Output every line exactly as written. Leave out pictures.

Dataset content -

## start

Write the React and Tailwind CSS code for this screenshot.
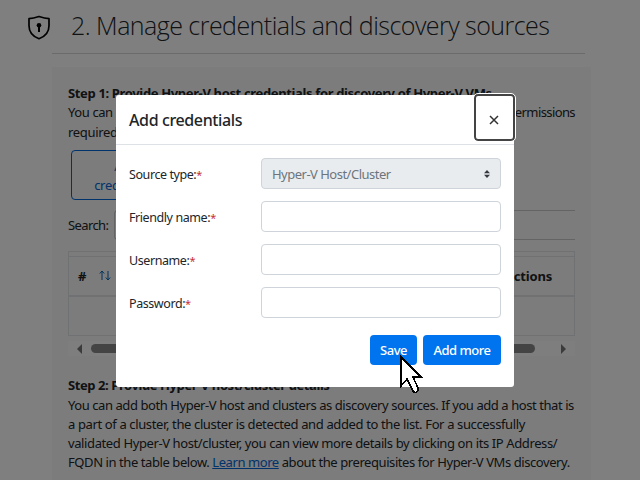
import React from "react";

const steps = [
  { text: "You can add both Hyper-V host and clusters as discovery sources. If you add a host that is", cls: "tracking-[-0.43px]" },
  { text: "a part of a cluster, the cluster is detected and added to the list. For a successfully", cls: "tracking-[-0.37px]" },
  { text: "validated Hyper-V host/cluster, you can view more details by clicking on its IP Address/", cls: "tracking-[-0.39px]" },
];

function Label({ children }) {
  return (
    <label className="flex w-[132px] shrink-0 pt-[2px] text-[12.5px] leading-[19px] tracking-[-0.42px] text-[#212529]">
      {children}
      <span className="text-[11px] text-[#c8313a]">*</span>
    </label>
  );
}

function Field({ label }) {
  return (
    <div className="flex h-[31px] items-center">
      <Label>{label}</Label>
      <input className="h-[31px] w-[240px] rounded-[4px] border border-[#ced4da] bg-white px-2 outline-none" />
    </div>
  );
}

function Page() {
  return (
    <main className="h-[480px] w-[640px] bg-white text-[#212529]">
      <header className="flex h-[54px] pl-[27px]">
        <svg className="mt-[15px] shrink-0" width="24" height="26" viewBox="0 0 24 26" fill="none">
          <path d="M12 1.800C9 2.800 5.500 3.800 2 4V11c0 6.200 4 10.800 10 13C18 21.800 22 17.200 22 11V4C18.500 3.800 15 2.800 12 1.800Z" transform="translate(0 -.3)" stroke="#000" strokeWidth="1.700" strokeLinejoin="round" />
          <circle cx="12" cy="10.300" r="2.300" fill="#000" />
          <path d="M12 11v6" stroke="#000" strokeWidth="2" />
        </svg>
        <div className="ml-[1px] w-[533px] border-b border-[#d5d7da] pl-[19px]">
          <h1 className="whitespace-nowrap font-['Open_Sans'] text-[25px] font-light leading-[51px] tracking-[-0.54px]">2. Manage credentials and discovery sources</h1>
        </div>
      </header>
      <section className="ml-[52px] mt-[13px] h-[413px] w-[539px] bg-[#f8f8f8] px-[16px] pt-[17px] text-[13px] leading-[19px]">
        <h2 className="whitespace-nowrap font-bold tracking-[-0.35px]">Step 1: Provide Hyper-V host credentials for discovery of Hyper-V VMs</h2>
        <div className="flex justify-between tracking-[-0.4px]"><span>You can</span><span className="tracking-[-0.6px]">permissions</span></div>
        <p className="mt-[1px] tracking-[-0.31px]">required</p>
        <button className="ml-[3px] mt-[8px] block h-[50px] w-[110px] rounded-[4px] border border-[#0067d8] px-4 pt-[2px] leading-[19px] tracking-[-0.3px] text-[#0067d8]">Add credentials</button>
        <div className="mt-[10px] flex h-[30px] items-center">
          <span className="w-[46px] shrink-0 tracking-[-0.6px]">Search:</span>
          <div className="h-[30px] flex-1 rounded-l-[4px] border border-r-0 border-[#c4c8cc]" />
        </div>
        <div className="mt-[11px] h-[85px] border border-[#dee2e6] pt-[4px]">
          <div className="flex h-[41px] items-center border-b-2 border-t border-[#dee2e6] pl-[9px] font-bold">
            <span>#</span>
            <svg className="ml-[13px]" width="12" height="12" viewBox="0 0 12 12" fill="none" stroke="#0067b8">
              <path d="M3 10V1M.8 3.500 3 1l2.200 2.500M9 1v9M6.800 7.500 9 10l2.200-2.500" />
            </svg>
            <span className="ml-auto mr-[22px] tracking-[-0.2px]">Actions</span>
          </div>
        </div>
        <div className="mt-[5px] flex h-[15px] items-center justify-between bg-[#fcfcfc] px-[9px]">
          <div className="border-y-[5px] border-r-[5px] border-y-transparent border-r-[#777]" />
          <div className="mr-[17px] h-[9px] w-[444px] rounded-full bg-[#888]" />
          <div className="border-y-[5px] border-l-[5px] border-y-transparent border-l-[#777]" />
        </div>
        <h2 className="mb-px mt-[20px] font-bold tracking-[-0.42px]">Step 2: Provide Hyper-V host/cluster details</h2>
        {steps.map((s) => <p key={s.text} className={"whitespace-nowrap " + s.cls}>{s.text}</p>)}
        <p className="whitespace-nowrap tracking-[-0.42px]">FQDN in the table below. <a className="text-[#0067d8] underline">Learn more</a> about the prerequisites for Hyper-V VMs discovery.</p>
      </section>
    </main>
  );
}

function Dialog() {
  return (
    <div className="absolute left-[116px] top-[95px] flex h-[292px] w-[398px] flex-col rounded-[3px] bg-white">
      <header className="flex h-[50px] shrink-0 items-start justify-between border-b border-[#dee2e6] pl-[13px]">
        <h2 className="text-[16px] font-medium leading-[51px] tracking-[-0.38px] text-[#212529]">Add credentials</h2>
        <button className="-mr-px -mt-px flex h-[47px] w-[41px] items-center justify-center rounded-[4px] border-2 border-[#444] bg-white pr-px pt-[4px] outline outline-1 outline-white">
          <svg width="10" height="10" viewBox="0 0 10 10" stroke="#333" strokeWidth="1.500"><path d="M1 1l8 8M9 1 1 9" /></svg>
        </button>
      </header>
      <form className="flex flex-col gap-[12px] px-[13px] pt-[13px]">
        <div className="flex h-[31px] items-center">
          <Label>Source type:</Label>
          <div className="flex h-[31px] w-[240px] items-center justify-between rounded-[4px] border border-[#ced4da] bg-[#e9ecef] pl-[10px] pr-[10px] pt-[2px] text-[13px] tracking-[-0.51px] text-[#6c757d]">
            Hyper-V Host/Cluster
            <svg className="mb-px" width="6" height="8" viewBox="0 0 6 8" fill="#343a40"><path d="M3 0 6 3.300H0ZM3 8 0 4.700h6Z" /></svg>
          </div>
        </div>
        <Field label="Friendly name:" />
        <Field label="Username:" />
        <Field label="Password:" />
      </form>
      <footer className="mt-[17px] flex justify-end gap-[6px] pr-[13px] text-[13px] font-medium tracking-[-0.5px] text-white">
        <button className="h-[30px] w-[47px] rounded-[4px] bg-[#0073ee] pt-[2px]">Save</button>
        <button className="h-[30px] w-[78px] rounded-[4px] bg-[#0073ee] pt-[2px]">Add more</button>
      </footer>
    </div>
  );
}

export default function App() {
  return (
    <div className="relative h-[480px] w-[640px] overflow-hidden font-['Noto_Sans',sans-serif]">
      <Page />
      <div className="absolute inset-0 bg-black/50" />
      <Dialog />
      <svg className="absolute left-[400px] top-[355px]" width="23" height="40" viewBox="0 0 23 40" fill="#fff" stroke="#000" strokeWidth="1.600" shapeRendering="crispEdges">
        <path d="M1 2v29l6-7 6 12c2 3 6 1 5-3l-5-11h8Z" />
      </svg>
    </div>
  );
}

## end

Response -
Write the React and Tailwind CSS code for this screenshot.
import React from "react";

const steps = [
  { text: "You can add both Hyper-V host and clusters as discovery sources. If you add a host that is", cls: "tracking-[-0.43px]" },
  { text: "a part of a cluster, the cluster is detected and added to the list. For a successfully", cls: "tracking-[-0.37px]" },
  { text: "validated Hyper-V host/cluster, you can view more details by clicking on its IP Address/", cls: "tracking-[-0.39px]" },
];

function Label({ children }) {
  return (
    <label className="flex w-[132px] shrink-0 pt-[2px] text-[12.5px] leading-[19px] tracking-[-0.42px] text-[#212529]">
      {children}
      <span className="text-[11px] text-[#c8313a]">*</span>
    </label>
  );
}

function Field({ label }) {
  return (
    <div className="flex h-[31px] items-center">
      <Label>{label}</Label>
      <input className="h-[31px] w-[240px] rounded-[4px] border border-[#ced4da] bg-white px-2 outline-none" />
    </div>
  );
}

function Page() {
  return (
    <main className="h-[480px] w-[640px] bg-white text-[#212529]">
      <header className="flex h-[54px] pl-[27px]">
        <svg className="mt-[15px] shrink-0" width="24" height="26" viewBox="0 0 24 26" fill="none">
          <path d="M12 1.800C9 2.800 5.500 3.800 2 4V11c0 6.200 4 10.800 10 13C18 21.800 22 17.200 22 11V4C18.500 3.800 15 2.800 12 1.800Z" transform="translate(0 -.3)" stroke="#000" strokeWidth="1.700" strokeLinejoin="round" />
          <circle cx="12" cy="10.300" r="2.300" fill="#000" />
          <path d="M12 11v6" stroke="#000" strokeWidth="2" />
        </svg>
        <div className="ml-[1px] w-[533px] border-b border-[#d5d7da] pl-[19px]">
          <h1 className="whitespace-nowrap font-['Open_Sans'] text-[25px] font-light leading-[51px] tracking-[-0.54px]">2. Manage credentials and discovery sources</h1>
        </div>
      </header>
      <section className="ml-[52px] mt-[13px] h-[413px] w-[539px] bg-[#f8f8f8] px-[16px] pt-[17px] text-[13px] leading-[19px]">
        <h2 className="whitespace-nowrap font-bold tracking-[-0.35px]">Step 1: Provide Hyper-V host credentials for discovery of Hyper-V VMs</h2>
        <div className="flex justify-between tracking-[-0.4px]"><span>You can</span><span className="tracking-[-0.6px]">permissions</span></div>
        <p className="mt-[1px] tracking-[-0.31px]">required</p>
        <button className="ml-[3px] mt-[8px] block h-[50px] w-[110px] rounded-[4px] border border-[#0067d8] px-4 pt-[2px] leading-[19px] tracking-[-0.3px] text-[#0067d8]">Add credentials</button>
        <div className="mt-[10px] flex h-[30px] items-center">
          <span className="w-[46px] shrink-0 tracking-[-0.6px]">Search:</span>
          <div className="h-[30px] flex-1 rounded-l-[4px] border border-r-0 border-[#c4c8cc]" />
        </div>
        <div className="mt-[11px] h-[85px] border border-[#dee2e6] pt-[4px]">
          <div className="flex h-[41px] items-center border-b-2 border-t border-[#dee2e6] pl-[9px] font-bold">
            <span>#</span>
            <svg className="ml-[13px]" width="12" height="12" viewBox="0 0 12 12" fill="none" stroke="#0067b8">
              <path d="M3 10V1M.8 3.500 3 1l2.200 2.500M9 1v9M6.800 7.500 9 10l2.200-2.500" />
            </svg>
            <span className="ml-auto mr-[22px] tracking-[-0.2px]">Actions</span>
          </div>
        </div>
        <div className="mt-[5px] flex h-[15px] items-center justify-between bg-[#fcfcfc] px-[9px]">
          <div className="border-y-[5px] border-r-[5px] border-y-transparent border-r-[#777]" />
          <div className="mr-[17px] h-[9px] w-[444px] rounded-full bg-[#888]" />
          <div className="border-y-[5px] border-l-[5px] border-y-transparent border-l-[#777]" />
        </div>
        <h2 className="mb-px mt-[20px] font-bold tracking-[-0.42px]">Step 2: Provide Hyper-V host/cluster details</h2>
        {steps.map((s) => <p key={s.text} className={"whitespace-nowrap " + s.cls}>{s.text}</p>)}
        <p className="whitespace-nowrap tracking-[-0.42px]">FQDN in the table below. <a className="text-[#0067d8] underline">Learn more</a> about the prerequisites for Hyper-V VMs discovery.</p>
      </section>
    </main>
  );
}

function Dialog() {
  return (
    <div className="absolute left-[116px] top-[95px] flex h-[292px] w-[398px] flex-col rounded-[3px] bg-white">
      <header className="flex h-[50px] shrink-0 items-start justify-between border-b border-[#dee2e6] pl-[13px]">
        <h2 className="text-[16px] font-medium leading-[51px] tracking-[-0.38px] text-[#212529]">Add credentials</h2>
        <button className="-mr-px -mt-px flex h-[47px] w-[41px] items-center justify-center rounded-[4px] border-2 border-[#444] bg-white pr-px pt-[4px] outline outline-1 outline-white">
          <svg width="10" height="10" viewBox="0 0 10 10" stroke="#333" strokeWidth="1.500"><path d="M1 1l8 8M9 1 1 9" /></svg>
        </button>
      </header>
      <form className="flex flex-col gap-[12px] px-[13px] pt-[13px]">
        <div className="flex h-[31px] items-center">
          <Label>Source type:</Label>
          <div className="flex h-[31px] w-[240px] items-center justify-between rounded-[4px] border border-[#ced4da] bg-[#e9ecef] pl-[10px] pr-[10px] pt-[2px] text-[13px] tracking-[-0.51px] text-[#6c757d]">
            Hyper-V Host/Cluster
            <svg className="mb-px" width="6" height="8" viewBox="0 0 6 8" fill="#343a40"><path d="M3 0 6 3.300H0ZM3 8 0 4.700h6Z" /></svg>
          </div>
        </div>
        <Field label="Friendly name:" />
        <Field label="Username:" />
        <Field label="Password:" />
      </form>
      <footer className="mt-[17px] flex justify-end gap-[6px] pr-[13px] text-[13px] font-medium tracking-[-0.5px] text-white">
        <button className="h-[30px] w-[47px] rounded-[4px] bg-[#0073ee] pt-[2px]">Save</button>
        <button className="h-[30px] w-[78px] rounded-[4px] bg-[#0073ee] pt-[2px]">Add more</button>
      </footer>
    </div>
  );
}

export default function App() {
  return (
    <div className="relative h-[480px] w-[640px] overflow-hidden font-['Noto_Sans',sans-serif]">
      <Page />
      <div className="absolute inset-0 bg-black/50" />
      <Dialog />
      <svg className="absolute left-[400px] top-[355px]" width="23" height="40" viewBox="0 0 23 40" fill="#fff" stroke="#000" strokeWidth="1.600" shapeRendering="crispEdges">
        <path d="M1 2v29l6-7 6 12c2 3 6 1 5-3l-5-11h8Z" />
      </svg>
    </div>
  );
}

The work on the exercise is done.